The data under consideration comes from the Aquarius simulations, n-body gravitational simulations of dark matter particles. In the version dealt with by the program, there are 150 million particles in each timestep and 128 timesteps in all, giving over 20 billion total particles. The full size of this simulation takes up 1.4 terabytes on disk [1].
So, there is a clear need for some sort of interactive rendering, even for the largest simulations and datasets. Analysis programs like MATLAB and Mathematica have done a good job of keeping up to date and utilizing graphics hardware acceleration, but the bottleneck still lies in the data transfer and volume. The only way to render terabytes of data without scanning the entire set is to draw a visually equivalent version represented by much less data.

A visual depiction of the level-of-detailing blocks

The critical steps are figuring out some way to load in only the necessary data, and generating visually equivalent versions of the original data at several scales.

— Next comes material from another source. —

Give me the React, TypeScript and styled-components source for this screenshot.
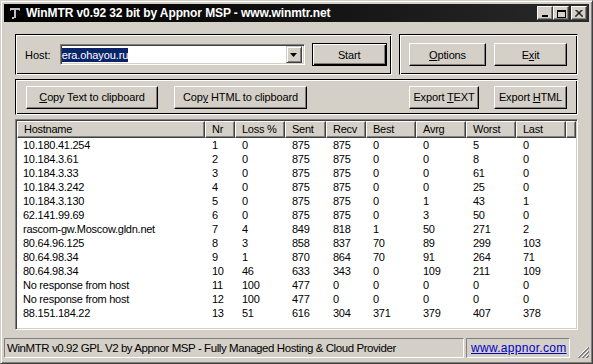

This has been done many times for simpler data formats; one need only look at satellite images in Google Maps for a good example.
For cosmological simulations, the visualization procedure generally consists of taking a large number of points (currently up to tens of billions) and rendering each point as a pixel or a group of pixels on the screen. Given that a screen has only around 1 million pixels, it becomes readily apparent that drawing 10 billion points will have significant redundancy. Furthermore, if only the nearest two galaxies are the target of the visualization, maybe only a few million points need to be resolved in significant detail and the rest can be ignored.
So, by precomputing such levels of detail at different scales, it is possible to actually load in a few gigabytes of data and produce output visually equivalent to the original. Of course, as the viewpoint changes, the loaded data will need to change as well, but only at a pace that can easily be met by today’s IO speeds. In fact, the rendering hardware could be connected directly to a database or RAID array to get throughputs in GB/s.
More importantly, though, multiple users could connect to the same central storage server, and each of them could run the visualization software on an
average desktop computer. A transfer speed of 100 MB/s is enough to dynamically load in the required data, and the desktop computer would only need a $200 graphics card to be able to render it. The data only needs to be provided as fast as the program requests it.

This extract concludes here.